INSTRUCTIONS FOR THE TASK: Leave out every picture, then transcribe the rest of the listing exactly.

STORED DATA:
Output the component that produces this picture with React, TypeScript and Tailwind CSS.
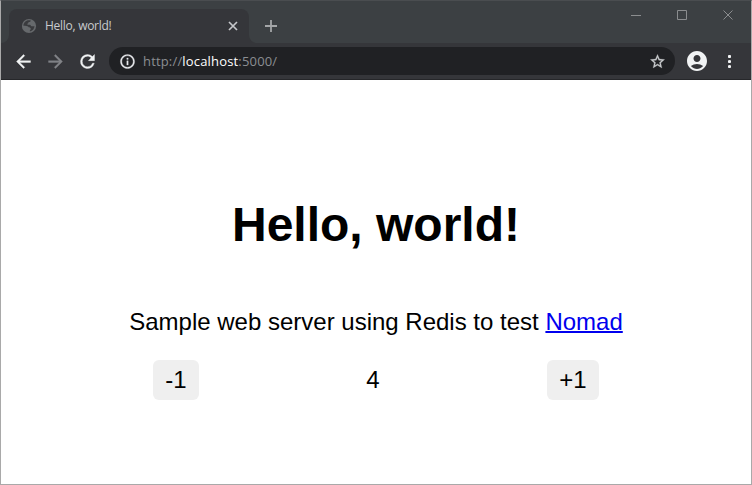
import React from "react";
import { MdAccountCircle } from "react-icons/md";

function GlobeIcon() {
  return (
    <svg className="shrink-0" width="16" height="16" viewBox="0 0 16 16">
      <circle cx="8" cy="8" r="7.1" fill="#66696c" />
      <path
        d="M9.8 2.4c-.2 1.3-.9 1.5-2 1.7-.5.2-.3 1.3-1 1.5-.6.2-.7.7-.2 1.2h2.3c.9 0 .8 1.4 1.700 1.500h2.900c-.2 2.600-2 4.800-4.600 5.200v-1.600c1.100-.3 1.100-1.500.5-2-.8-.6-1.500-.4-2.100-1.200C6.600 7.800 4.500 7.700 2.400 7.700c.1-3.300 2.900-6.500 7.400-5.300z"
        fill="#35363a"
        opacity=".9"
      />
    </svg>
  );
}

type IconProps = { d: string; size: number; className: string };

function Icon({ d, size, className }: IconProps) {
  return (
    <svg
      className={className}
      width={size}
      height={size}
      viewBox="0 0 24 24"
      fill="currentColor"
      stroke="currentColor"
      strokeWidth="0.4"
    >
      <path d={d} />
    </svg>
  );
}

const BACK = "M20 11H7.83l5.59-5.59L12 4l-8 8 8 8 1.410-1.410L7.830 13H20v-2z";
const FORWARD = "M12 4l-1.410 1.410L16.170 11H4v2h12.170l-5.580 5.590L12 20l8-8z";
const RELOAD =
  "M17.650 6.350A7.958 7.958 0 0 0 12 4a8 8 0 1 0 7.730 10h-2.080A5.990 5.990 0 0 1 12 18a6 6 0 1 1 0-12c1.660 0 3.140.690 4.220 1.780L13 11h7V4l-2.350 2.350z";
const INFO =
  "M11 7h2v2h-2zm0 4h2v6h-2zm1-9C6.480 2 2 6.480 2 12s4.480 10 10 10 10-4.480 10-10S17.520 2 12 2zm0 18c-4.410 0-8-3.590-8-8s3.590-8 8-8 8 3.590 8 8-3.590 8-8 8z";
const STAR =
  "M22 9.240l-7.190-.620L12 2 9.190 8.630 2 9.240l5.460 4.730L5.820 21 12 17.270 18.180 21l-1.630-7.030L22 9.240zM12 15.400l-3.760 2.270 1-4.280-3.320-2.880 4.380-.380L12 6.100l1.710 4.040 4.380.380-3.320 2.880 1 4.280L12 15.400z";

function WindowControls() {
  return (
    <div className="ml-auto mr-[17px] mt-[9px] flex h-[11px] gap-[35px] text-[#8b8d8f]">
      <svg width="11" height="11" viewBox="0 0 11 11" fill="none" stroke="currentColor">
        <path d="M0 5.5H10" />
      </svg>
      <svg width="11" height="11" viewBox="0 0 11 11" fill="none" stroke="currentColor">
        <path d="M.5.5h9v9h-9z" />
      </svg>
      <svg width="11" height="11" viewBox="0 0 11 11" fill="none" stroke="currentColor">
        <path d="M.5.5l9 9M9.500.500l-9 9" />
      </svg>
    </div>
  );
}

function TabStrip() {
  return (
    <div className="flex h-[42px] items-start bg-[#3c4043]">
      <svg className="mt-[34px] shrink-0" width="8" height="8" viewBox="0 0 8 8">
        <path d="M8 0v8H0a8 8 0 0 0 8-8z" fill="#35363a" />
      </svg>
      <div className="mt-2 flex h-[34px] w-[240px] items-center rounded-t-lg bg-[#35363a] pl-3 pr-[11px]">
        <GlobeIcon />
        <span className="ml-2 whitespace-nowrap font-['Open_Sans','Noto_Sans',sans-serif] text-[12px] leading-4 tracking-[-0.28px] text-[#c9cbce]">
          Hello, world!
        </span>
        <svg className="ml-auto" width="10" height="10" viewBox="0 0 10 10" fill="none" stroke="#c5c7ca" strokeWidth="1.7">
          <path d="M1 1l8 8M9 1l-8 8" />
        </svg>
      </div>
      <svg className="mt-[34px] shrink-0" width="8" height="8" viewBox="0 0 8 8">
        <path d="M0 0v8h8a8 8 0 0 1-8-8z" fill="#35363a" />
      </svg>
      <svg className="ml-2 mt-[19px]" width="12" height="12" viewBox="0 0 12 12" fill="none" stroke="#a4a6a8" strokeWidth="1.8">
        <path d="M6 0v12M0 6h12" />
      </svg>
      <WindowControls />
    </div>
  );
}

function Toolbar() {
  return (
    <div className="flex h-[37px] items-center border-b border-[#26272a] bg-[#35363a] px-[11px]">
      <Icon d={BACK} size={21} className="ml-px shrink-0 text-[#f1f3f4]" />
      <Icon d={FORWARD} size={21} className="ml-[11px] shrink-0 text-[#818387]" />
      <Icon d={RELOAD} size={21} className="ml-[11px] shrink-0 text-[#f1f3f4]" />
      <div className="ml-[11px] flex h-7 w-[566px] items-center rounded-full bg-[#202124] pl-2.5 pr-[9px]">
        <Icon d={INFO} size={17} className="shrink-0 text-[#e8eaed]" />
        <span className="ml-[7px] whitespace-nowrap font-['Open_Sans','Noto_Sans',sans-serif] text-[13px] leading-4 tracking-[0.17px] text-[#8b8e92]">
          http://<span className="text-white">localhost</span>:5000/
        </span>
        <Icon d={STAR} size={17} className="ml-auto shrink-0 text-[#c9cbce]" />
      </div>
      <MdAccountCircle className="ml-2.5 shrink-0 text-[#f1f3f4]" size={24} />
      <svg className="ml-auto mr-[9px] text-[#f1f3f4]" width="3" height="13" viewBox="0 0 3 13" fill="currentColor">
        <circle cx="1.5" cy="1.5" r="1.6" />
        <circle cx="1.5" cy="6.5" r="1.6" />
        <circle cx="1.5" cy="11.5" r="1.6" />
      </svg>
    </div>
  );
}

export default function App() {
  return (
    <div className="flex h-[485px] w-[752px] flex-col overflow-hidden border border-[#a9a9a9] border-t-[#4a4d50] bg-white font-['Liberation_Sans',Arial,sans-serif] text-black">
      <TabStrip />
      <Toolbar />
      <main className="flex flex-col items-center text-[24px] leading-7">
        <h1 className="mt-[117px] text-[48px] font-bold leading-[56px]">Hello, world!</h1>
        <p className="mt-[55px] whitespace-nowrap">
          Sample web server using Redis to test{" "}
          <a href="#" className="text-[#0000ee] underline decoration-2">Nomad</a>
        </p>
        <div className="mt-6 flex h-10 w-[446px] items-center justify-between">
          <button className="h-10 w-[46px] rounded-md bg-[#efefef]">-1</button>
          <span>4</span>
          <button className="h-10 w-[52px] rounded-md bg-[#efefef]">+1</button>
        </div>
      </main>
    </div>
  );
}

FINISHED ANSWER:
Output the component that produces this picture with React, TypeScript and Tailwind CSS.
import React from "react";
import { MdAccountCircle } from "react-icons/md";

function GlobeIcon() {
  return (
    <svg className="shrink-0" width="16" height="16" viewBox="0 0 16 16">
      <circle cx="8" cy="8" r="7.1" fill="#66696c" />
      <path
        d="M9.8 2.4c-.2 1.3-.9 1.5-2 1.7-.5.2-.3 1.3-1 1.5-.6.2-.7.7-.2 1.2h2.3c.9 0 .8 1.4 1.700 1.500h2.900c-.2 2.600-2 4.800-4.600 5.200v-1.600c1.100-.3 1.100-1.500.5-2-.8-.6-1.500-.4-2.100-1.200C6.600 7.800 4.500 7.700 2.400 7.700c.1-3.300 2.900-6.500 7.400-5.300z"
        fill="#35363a"
        opacity=".9"
      />
    </svg>
  );
}

type IconProps = { d: string; size: number; className: string };

function Icon({ d, size, className }: IconProps) {
  return (
    <svg
      className={className}
      width={size}
      height={size}
      viewBox="0 0 24 24"
      fill="currentColor"
      stroke="currentColor"
      strokeWidth="0.4"
    >
      <path d={d} />
    </svg>
  );
}

const BACK = "M20 11H7.83l5.59-5.59L12 4l-8 8 8 8 1.410-1.410L7.830 13H20v-2z";
const FORWARD = "M12 4l-1.410 1.410L16.170 11H4v2h12.170l-5.580 5.590L12 20l8-8z";
const RELOAD =
  "M17.650 6.350A7.958 7.958 0 0 0 12 4a8 8 0 1 0 7.730 10h-2.080A5.990 5.990 0 0 1 12 18a6 6 0 1 1 0-12c1.660 0 3.140.690 4.220 1.780L13 11h7V4l-2.350 2.350z";
const INFO =
  "M11 7h2v2h-2zm0 4h2v6h-2zm1-9C6.480 2 2 6.480 2 12s4.480 10 10 10 10-4.480 10-10S17.520 2 12 2zm0 18c-4.410 0-8-3.590-8-8s3.590-8 8-8 8 3.590 8 8-3.590 8-8 8z";
const STAR =
  "M22 9.240l-7.190-.620L12 2 9.190 8.630 2 9.240l5.460 4.730L5.820 21 12 17.270 18.180 21l-1.630-7.030L22 9.240zM12 15.400l-3.760 2.270 1-4.280-3.320-2.880 4.380-.380L12 6.100l1.710 4.040 4.380.380-3.320 2.880 1 4.280L12 15.400z";

function WindowControls() {
  return (
    <div className="ml-auto mr-[17px] mt-[9px] flex h-[11px] gap-[35px] text-[#8b8d8f]">
      <svg width="11" height="11" viewBox="0 0 11 11" fill="none" stroke="currentColor">
        <path d="M0 5.5H10" />
      </svg>
      <svg width="11" height="11" viewBox="0 0 11 11" fill="none" stroke="currentColor">
        <path d="M.5.5h9v9h-9z" />
      </svg>
      <svg width="11" height="11" viewBox="0 0 11 11" fill="none" stroke="currentColor">
        <path d="M.5.5l9 9M9.500.500l-9 9" />
      </svg>
    </div>
  );
}

function TabStrip() {
  return (
    <div className="flex h-[42px] items-start bg-[#3c4043]">
      <svg className="mt-[34px] shrink-0" width="8" height="8" viewBox="0 0 8 8">
        <path d="M8 0v8H0a8 8 0 0 0 8-8z" fill="#35363a" />
      </svg>
      <div className="mt-2 flex h-[34px] w-[240px] items-center rounded-t-lg bg-[#35363a] pl-3 pr-[11px]">
        <GlobeIcon />
        <span className="ml-2 whitespace-nowrap font-['Open_Sans','Noto_Sans',sans-serif] text-[12px] leading-4 tracking-[-0.28px] text-[#c9cbce]">
          Hello, world!
        </span>
        <svg className="ml-auto" width="10" height="10" viewBox="0 0 10 10" fill="none" stroke="#c5c7ca" strokeWidth="1.7">
          <path d="M1 1l8 8M9 1l-8 8" />
        </svg>
      </div>
      <svg className="mt-[34px] shrink-0" width="8" height="8" viewBox="0 0 8 8">
        <path d="M0 0v8h8a8 8 0 0 1-8-8z" fill="#35363a" />
      </svg>
      <svg className="ml-2 mt-[19px]" width="12" height="12" viewBox="0 0 12 12" fill="none" stroke="#a4a6a8" strokeWidth="1.8">
        <path d="M6 0v12M0 6h12" />
      </svg>
      <WindowControls />
    </div>
  );
}

function Toolbar() {
  return (
    <div className="flex h-[37px] items-center border-b border-[#26272a] bg-[#35363a] px-[11px]">
      <Icon d={BACK} size={21} className="ml-px shrink-0 text-[#f1f3f4]" />
      <Icon d={FORWARD} size={21} className="ml-[11px] shrink-0 text-[#818387]" />
      <Icon d={RELOAD} size={21} className="ml-[11px] shrink-0 text-[#f1f3f4]" />
      <div className="ml-[11px] flex h-7 w-[566px] items-center rounded-full bg-[#202124] pl-2.5 pr-[9px]">
        <Icon d={INFO} size={17} className="shrink-0 text-[#e8eaed]" />
        <span className="ml-[7px] whitespace-nowrap font-['Open_Sans','Noto_Sans',sans-serif] text-[13px] leading-4 tracking-[0.17px] text-[#8b8e92]">
          http://<span className="text-white">localhost</span>:5000/
        </span>
        <Icon d={STAR} size={17} className="ml-auto shrink-0 text-[#c9cbce]" />
      </div>
      <MdAccountCircle className="ml-2.5 shrink-0 text-[#f1f3f4]" size={24} />
      <svg className="ml-auto mr-[9px] text-[#f1f3f4]" width="3" height="13" viewBox="0 0 3 13" fill="currentColor">
        <circle cx="1.5" cy="1.5" r="1.6" />
        <circle cx="1.5" cy="6.5" r="1.6" />
        <circle cx="1.5" cy="11.5" r="1.6" />
      </svg>
    </div>
  );
}

export default function App() {
  return (
    <div className="flex h-[485px] w-[752px] flex-col overflow-hidden border border-[#a9a9a9] border-t-[#4a4d50] bg-white font-['Liberation_Sans',Arial,sans-serif] text-black">
      <TabStrip />
      <Toolbar />
      <main className="flex flex-col items-center text-[24px] leading-7">
        <h1 className="mt-[117px] text-[48px] font-bold leading-[56px]">Hello, world!</h1>
        <p className="mt-[55px] whitespace-nowrap">
          Sample web server using Redis to test{" "}
          <a href="#" className="text-[#0000ee] underline decoration-2">Nomad</a>
        </p>
        <div className="mt-6 flex h-10 w-[446px] items-center justify-between">
          <button className="h-10 w-[46px] rounded-md bg-[#efefef]">-1</button>
          <span>4</span>
          <button className="h-10 w-[52px] rounded-md bg-[#efefef]">+1</button>
        </div>
      </main>
    </div>
  );
}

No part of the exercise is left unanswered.